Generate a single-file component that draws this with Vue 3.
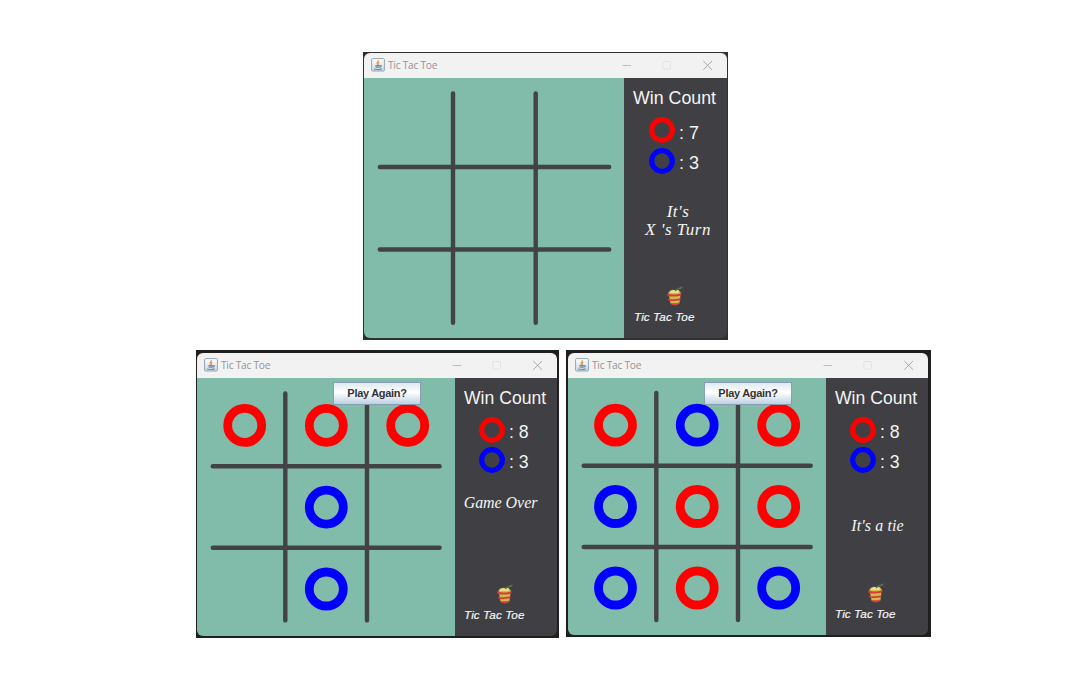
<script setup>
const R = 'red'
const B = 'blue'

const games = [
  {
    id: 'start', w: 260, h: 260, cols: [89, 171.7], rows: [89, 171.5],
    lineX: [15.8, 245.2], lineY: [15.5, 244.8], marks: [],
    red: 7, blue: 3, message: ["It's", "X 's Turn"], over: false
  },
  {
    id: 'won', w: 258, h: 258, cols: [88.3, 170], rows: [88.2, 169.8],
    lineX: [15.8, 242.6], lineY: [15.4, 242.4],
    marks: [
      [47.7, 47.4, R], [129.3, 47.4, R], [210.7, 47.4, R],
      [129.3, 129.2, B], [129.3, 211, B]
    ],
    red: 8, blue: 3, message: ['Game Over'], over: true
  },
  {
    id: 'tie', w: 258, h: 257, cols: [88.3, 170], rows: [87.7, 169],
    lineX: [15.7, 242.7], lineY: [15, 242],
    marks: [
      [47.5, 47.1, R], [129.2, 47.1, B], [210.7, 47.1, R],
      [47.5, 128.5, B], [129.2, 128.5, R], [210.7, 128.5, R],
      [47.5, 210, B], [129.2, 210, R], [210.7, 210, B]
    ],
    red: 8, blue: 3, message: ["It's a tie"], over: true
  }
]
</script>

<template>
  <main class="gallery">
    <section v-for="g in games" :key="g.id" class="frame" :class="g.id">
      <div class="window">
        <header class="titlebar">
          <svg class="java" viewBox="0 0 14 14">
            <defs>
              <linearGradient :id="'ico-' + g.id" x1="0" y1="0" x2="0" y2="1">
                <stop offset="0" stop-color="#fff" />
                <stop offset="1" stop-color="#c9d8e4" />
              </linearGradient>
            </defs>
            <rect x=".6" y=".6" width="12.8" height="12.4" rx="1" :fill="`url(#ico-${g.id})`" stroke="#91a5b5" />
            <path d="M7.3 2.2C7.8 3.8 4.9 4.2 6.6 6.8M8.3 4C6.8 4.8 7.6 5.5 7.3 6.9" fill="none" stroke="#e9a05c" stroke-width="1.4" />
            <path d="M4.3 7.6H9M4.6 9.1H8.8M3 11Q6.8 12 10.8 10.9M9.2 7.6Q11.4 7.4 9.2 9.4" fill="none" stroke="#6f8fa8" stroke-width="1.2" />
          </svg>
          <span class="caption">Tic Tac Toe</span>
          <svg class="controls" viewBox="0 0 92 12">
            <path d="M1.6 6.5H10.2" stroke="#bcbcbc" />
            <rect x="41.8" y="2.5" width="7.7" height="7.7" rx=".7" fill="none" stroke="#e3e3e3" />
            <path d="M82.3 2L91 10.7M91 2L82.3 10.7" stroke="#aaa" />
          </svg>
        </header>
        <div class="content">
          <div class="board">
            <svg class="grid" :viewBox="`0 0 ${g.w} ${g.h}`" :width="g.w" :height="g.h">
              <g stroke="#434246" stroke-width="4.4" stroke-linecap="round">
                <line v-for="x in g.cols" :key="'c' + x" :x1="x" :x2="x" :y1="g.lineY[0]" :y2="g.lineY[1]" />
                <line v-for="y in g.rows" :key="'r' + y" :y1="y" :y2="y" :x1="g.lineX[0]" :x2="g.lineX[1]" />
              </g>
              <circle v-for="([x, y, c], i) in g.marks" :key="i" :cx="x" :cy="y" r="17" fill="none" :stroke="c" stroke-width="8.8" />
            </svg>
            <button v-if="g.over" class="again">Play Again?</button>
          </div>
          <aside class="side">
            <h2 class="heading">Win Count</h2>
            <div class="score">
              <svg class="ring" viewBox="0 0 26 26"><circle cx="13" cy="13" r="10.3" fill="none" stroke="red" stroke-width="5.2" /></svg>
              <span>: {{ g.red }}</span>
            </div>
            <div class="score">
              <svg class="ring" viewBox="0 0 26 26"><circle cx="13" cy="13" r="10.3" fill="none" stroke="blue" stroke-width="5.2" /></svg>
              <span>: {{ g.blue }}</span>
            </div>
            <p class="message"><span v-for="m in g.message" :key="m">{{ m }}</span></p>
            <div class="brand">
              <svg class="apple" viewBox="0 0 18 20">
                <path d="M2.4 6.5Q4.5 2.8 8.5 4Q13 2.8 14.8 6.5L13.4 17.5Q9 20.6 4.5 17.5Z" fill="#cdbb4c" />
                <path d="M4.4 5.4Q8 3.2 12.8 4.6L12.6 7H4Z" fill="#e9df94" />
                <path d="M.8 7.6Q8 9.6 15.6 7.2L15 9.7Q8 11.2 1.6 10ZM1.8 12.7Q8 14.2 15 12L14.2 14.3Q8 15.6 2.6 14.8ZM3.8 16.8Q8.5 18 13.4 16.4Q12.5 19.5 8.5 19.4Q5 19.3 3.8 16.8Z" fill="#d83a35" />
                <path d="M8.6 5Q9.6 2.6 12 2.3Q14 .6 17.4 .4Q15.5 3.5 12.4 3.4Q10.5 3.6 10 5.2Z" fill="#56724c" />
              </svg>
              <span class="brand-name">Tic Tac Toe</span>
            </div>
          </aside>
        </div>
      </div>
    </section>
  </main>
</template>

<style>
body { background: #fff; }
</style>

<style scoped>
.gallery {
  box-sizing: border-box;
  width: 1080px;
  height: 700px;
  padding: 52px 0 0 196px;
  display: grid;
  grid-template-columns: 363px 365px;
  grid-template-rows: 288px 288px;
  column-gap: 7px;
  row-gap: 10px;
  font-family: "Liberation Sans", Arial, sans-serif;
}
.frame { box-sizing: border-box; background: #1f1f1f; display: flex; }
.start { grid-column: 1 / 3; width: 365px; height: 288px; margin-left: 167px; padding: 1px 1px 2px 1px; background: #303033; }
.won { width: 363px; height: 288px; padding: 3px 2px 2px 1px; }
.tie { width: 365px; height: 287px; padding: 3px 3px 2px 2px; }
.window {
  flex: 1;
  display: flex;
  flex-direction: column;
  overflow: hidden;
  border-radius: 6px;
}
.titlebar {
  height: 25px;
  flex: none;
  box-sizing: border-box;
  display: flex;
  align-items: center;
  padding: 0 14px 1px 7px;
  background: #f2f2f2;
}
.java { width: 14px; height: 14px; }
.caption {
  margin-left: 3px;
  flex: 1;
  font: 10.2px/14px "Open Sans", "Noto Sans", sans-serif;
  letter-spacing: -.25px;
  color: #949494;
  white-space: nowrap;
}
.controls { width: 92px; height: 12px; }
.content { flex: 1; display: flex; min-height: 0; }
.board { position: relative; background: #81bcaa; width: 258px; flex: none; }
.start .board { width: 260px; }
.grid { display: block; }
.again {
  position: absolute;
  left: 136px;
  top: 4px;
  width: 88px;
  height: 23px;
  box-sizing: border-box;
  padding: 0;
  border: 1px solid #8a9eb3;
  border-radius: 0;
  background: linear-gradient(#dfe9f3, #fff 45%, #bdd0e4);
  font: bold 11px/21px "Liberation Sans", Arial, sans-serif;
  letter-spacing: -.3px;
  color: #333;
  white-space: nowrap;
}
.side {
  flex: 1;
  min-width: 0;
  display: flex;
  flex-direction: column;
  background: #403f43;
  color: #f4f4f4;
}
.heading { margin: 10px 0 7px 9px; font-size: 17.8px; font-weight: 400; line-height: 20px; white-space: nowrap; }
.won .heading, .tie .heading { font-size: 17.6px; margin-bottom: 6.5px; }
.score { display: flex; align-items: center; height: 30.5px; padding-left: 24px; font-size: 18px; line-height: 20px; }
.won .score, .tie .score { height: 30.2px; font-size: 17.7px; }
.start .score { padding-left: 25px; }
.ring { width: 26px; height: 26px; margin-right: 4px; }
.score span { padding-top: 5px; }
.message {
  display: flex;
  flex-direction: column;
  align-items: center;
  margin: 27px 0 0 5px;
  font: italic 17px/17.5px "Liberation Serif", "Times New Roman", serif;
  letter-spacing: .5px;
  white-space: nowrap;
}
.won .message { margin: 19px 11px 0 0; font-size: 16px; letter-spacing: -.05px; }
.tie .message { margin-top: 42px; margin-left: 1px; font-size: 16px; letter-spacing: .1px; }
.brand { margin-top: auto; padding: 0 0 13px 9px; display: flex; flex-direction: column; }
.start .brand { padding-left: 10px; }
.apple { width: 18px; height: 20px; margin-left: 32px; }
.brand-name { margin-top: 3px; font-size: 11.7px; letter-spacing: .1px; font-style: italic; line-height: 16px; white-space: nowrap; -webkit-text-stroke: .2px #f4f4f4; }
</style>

..........

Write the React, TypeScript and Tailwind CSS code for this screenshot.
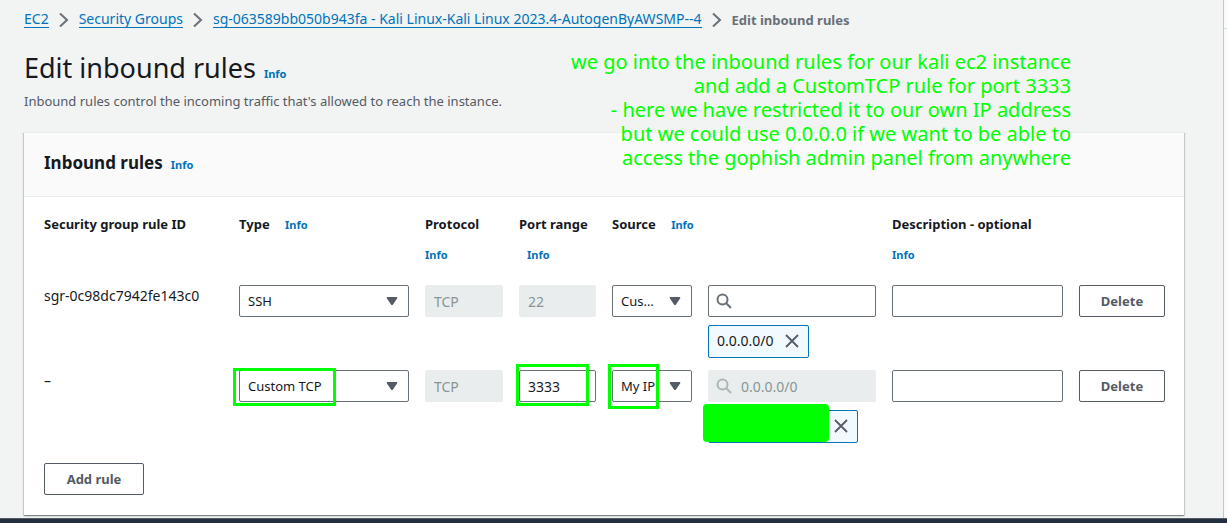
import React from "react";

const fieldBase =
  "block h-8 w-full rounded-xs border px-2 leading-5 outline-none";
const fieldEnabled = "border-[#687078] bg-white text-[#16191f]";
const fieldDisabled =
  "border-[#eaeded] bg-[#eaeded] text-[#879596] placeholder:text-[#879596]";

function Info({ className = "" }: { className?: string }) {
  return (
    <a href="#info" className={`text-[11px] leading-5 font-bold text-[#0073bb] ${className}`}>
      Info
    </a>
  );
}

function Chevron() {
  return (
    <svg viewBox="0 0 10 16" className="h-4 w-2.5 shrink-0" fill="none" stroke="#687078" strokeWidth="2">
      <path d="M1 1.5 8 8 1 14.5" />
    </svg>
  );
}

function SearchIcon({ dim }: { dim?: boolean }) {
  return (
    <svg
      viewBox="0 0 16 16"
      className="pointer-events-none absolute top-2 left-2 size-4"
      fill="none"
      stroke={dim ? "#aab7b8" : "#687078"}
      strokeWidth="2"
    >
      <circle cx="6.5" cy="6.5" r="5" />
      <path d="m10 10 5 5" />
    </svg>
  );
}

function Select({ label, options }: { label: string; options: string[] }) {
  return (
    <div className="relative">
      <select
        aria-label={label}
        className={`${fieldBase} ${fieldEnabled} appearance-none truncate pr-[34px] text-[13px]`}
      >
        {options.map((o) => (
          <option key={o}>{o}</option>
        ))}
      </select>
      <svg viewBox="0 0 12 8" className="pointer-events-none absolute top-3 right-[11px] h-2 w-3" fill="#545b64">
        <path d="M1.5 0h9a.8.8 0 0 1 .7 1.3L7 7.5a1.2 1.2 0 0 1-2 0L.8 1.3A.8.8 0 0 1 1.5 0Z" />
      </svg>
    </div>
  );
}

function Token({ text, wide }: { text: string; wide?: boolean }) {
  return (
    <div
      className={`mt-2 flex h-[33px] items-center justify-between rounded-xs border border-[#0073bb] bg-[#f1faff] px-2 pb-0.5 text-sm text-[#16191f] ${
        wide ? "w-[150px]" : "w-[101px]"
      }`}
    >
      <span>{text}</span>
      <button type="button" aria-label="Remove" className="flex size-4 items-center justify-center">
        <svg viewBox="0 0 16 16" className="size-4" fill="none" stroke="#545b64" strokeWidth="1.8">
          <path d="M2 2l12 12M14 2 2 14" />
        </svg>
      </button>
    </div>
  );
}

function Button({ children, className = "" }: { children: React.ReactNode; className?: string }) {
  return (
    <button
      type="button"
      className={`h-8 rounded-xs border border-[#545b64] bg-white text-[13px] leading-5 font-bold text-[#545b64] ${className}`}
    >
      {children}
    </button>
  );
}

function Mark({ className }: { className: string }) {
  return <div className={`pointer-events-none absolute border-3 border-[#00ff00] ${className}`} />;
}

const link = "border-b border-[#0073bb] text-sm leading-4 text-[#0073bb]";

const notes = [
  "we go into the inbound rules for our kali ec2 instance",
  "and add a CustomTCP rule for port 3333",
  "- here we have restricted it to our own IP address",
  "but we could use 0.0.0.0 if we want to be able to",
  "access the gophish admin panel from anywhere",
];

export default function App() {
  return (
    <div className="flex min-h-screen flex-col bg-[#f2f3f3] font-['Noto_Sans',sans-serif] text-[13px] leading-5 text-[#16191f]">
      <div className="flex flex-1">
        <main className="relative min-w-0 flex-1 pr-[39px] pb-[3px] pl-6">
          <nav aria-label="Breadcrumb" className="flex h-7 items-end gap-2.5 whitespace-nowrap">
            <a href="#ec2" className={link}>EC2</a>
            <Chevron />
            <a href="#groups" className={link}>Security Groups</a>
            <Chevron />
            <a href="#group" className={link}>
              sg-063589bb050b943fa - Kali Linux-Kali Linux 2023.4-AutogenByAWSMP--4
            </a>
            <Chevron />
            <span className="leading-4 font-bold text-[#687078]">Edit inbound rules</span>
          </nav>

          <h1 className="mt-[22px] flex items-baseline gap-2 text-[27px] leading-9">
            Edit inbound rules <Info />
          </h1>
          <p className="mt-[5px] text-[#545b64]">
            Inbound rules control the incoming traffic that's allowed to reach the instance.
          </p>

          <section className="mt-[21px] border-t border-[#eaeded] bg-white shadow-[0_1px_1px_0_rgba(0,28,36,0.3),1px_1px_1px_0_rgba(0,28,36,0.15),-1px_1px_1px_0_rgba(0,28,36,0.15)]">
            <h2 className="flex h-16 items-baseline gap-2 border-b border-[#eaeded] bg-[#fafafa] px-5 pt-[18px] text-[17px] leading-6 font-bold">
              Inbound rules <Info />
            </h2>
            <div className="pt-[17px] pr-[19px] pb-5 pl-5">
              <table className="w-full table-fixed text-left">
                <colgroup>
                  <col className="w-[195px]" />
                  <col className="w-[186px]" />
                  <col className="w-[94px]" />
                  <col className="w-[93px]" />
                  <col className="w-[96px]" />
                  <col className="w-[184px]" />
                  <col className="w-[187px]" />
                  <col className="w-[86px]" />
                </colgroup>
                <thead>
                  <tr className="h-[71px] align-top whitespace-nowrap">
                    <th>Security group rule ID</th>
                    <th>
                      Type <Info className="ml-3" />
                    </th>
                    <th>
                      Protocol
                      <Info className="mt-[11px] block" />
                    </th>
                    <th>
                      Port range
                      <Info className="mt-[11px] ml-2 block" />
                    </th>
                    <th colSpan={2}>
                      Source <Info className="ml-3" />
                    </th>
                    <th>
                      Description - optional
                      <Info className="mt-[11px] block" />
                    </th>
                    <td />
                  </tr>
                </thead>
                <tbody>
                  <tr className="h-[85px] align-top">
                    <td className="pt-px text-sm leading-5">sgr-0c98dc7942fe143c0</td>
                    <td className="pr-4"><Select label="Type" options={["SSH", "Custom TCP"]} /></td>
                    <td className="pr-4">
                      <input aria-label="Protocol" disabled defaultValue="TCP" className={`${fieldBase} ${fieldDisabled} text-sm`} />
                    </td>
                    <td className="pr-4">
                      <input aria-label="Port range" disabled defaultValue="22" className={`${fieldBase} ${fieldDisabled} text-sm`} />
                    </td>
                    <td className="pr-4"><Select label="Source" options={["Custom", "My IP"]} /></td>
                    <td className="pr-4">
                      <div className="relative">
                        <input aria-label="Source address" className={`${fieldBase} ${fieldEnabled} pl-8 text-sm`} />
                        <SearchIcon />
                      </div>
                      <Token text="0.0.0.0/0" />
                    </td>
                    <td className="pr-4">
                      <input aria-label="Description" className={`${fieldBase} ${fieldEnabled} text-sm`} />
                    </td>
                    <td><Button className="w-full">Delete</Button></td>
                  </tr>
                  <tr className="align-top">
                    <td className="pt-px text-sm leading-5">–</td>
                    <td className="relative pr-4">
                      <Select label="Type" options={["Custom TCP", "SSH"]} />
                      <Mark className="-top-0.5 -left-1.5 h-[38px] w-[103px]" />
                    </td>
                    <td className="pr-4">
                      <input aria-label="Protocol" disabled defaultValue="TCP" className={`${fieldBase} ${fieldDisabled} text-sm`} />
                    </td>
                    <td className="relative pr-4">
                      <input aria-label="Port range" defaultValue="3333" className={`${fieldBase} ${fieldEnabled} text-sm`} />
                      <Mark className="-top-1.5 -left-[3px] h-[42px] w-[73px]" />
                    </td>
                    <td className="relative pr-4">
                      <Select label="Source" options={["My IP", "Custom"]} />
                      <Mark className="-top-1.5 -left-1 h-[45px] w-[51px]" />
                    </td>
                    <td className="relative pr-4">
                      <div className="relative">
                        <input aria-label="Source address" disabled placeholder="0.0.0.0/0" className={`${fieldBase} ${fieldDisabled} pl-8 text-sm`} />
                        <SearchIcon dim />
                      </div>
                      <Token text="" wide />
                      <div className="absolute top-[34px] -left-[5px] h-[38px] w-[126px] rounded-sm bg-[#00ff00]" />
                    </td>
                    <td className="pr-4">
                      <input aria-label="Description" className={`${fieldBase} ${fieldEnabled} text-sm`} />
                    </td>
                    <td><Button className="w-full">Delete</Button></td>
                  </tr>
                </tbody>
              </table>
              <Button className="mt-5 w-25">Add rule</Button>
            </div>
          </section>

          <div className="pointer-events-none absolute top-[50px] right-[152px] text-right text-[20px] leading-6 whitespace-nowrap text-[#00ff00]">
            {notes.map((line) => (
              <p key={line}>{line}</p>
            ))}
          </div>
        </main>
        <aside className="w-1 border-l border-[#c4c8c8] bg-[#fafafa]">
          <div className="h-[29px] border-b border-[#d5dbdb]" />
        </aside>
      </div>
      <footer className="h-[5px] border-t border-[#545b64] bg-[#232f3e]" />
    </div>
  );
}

..........

Leave the pictures out, and transcribe exactly the lines above starting at the one that contains "Generate a single-file" and ending at the one that contains "const B = 'blue'".

Generate a single-file component that draws this with Vue 3.
<script setup>
const R = 'red'
const B = 'blue'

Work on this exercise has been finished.